Write the lines out again, from the top of the material to the line containing "import React from 'react';", pictures excluded.

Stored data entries
□ □ □ □ □

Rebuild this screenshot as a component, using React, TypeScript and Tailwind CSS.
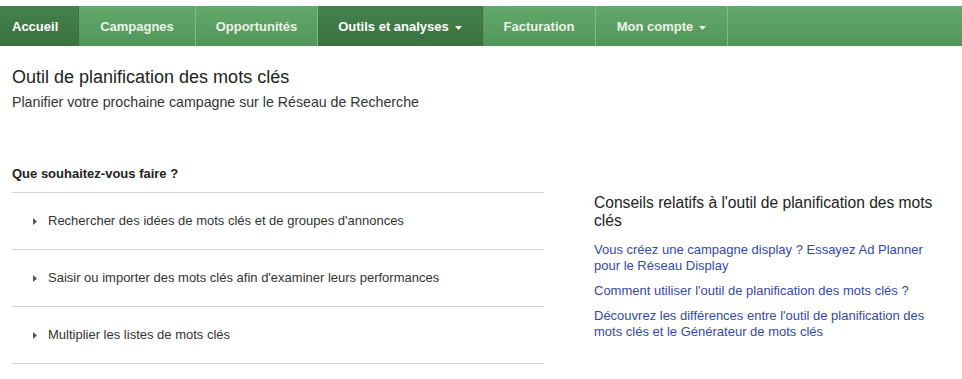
import React from 'react';

const tabs = [
  { label: 'Accueil', active: true, w: 'w-[79px] justify-start pl-[12px]' },
  { label: 'Campagnes', w: 'w-[117px] justify-center' },
  { label: 'Opportunités', w: 'w-[122px] justify-center' },
  { label: 'Outils et analyses', active: true, menu: true, w: 'w-[165px] justify-center' },
  { label: 'Facturation', w: 'w-[113px] justify-center' },
  { label: 'Mon compte', menu: true, w: 'w-[132px] justify-center' },
];

const tasks = [
  "Rechercher des idées de mots clés et de groupes d'annonces",
  "Saisir ou importer des mots clés afin d'examiner leurs performances",
  'Multiplier les listes de mots clés',
];

const Caret = () => (
  <svg width="7" height="4" viewBox="0 0 7 4" className="ml-[6px] mt-[1px]">
    <path d="M0 0h7L3.5 4z" fill="currentColor" />
  </svg>
);

const App = (): JSX.Element => {
  return (
    <div className="w-[962px] h-[379px] bg-white font-['Liberation_Sans',Arial,sans-serif] text-[#333] overflow-hidden">
      <div className="pt-[6px]">
        <nav className="flex h-[40px] bg-gradient-to-b from-[#63a96a] to-[#52955a]">
          {tabs.map((t) => (
            <div
              key={t.label}
              className={
                'flex shrink-0 items-center pt-[2px] border-r text-[13px] font-bold ' +
                t.w +
                ' ' +
                (t.active
                  ? 'bg-gradient-to-b from-[#44824b] to-[#3a7140] text-white border-[#3b7141]'
                  : 'text-[#e9f3e6] border-[#7dbc83]')
              }
            >
              {t.label}
              {t.menu && <Caret />}
            </div>
          ))}
        </nav>
      </div>

      <div className="flex">
        <div className="w-[544px] shrink-0 pl-[12px]">
          <h1 className="mt-[20px] text-[18px] leading-[22px] text-[#222]">Outil de planification des mots clés</h1>
          <p className="mt-[6px] text-[14.2px] leading-[17px] text-[#333]">
            Planifier votre prochaine campagne sur le Réseau de Recherche
          </p>
          <h2 className="mt-[55px] text-[13px] leading-[16px] font-bold text-[#222]">Que souhaitez-vous faire ?</h2>
          <div className="mt-[10px] border-t border-[#d4d4d4]">
            {tasks.map((t) => (
              <div key={t} className="flex items-center h-[57px] border-b border-[#d4d4d4] pl-[21px] text-[13px] text-[#333]">
                <svg width="4" height="7" viewBox="0 0 4 7" className="mr-[11px] shrink-0">
                  <path d="M0 0l4 3.5L0 7z" fill="#555" />
                </svg>
                {t}
              </div>
            ))}
          </div>
        </div>

        <div className="ml-[50px] w-[350px] shrink-0 pt-[148px]">
          <h3 className="text-[15.6px] leading-[18px] text-[#222]">
            Conseils relatifs à l'outil de planification des mots clés
          </h3>
          <div className="mt-[12px] flex flex-col gap-[9px] text-[13px] leading-[16px] text-[#3449a8]">
            <a>Vous créez une campagne display ? Essayez Ad Planner pour le Réseau Display</a>
            <a>Comment utiliser l'outil de planification des mots clés ?</a>
            <a>Découvrez les différences entre l'outil de planification des mots clés et le Générateur de mots clés</a>
          </div>
        </div>
      </div>
    </div>
  );
};

export default App;
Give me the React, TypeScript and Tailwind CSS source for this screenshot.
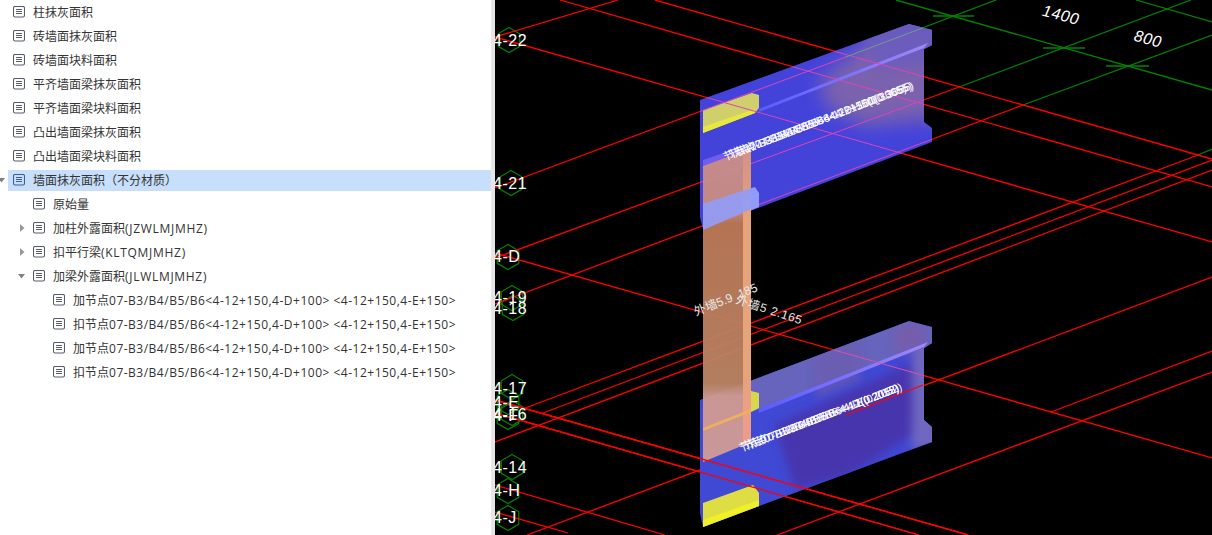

□ □ □ □ □

- _Finished answer_
Rebuild this screenshot as a component, using React, TypeScript and Tailwind CSS.
import React from 'react';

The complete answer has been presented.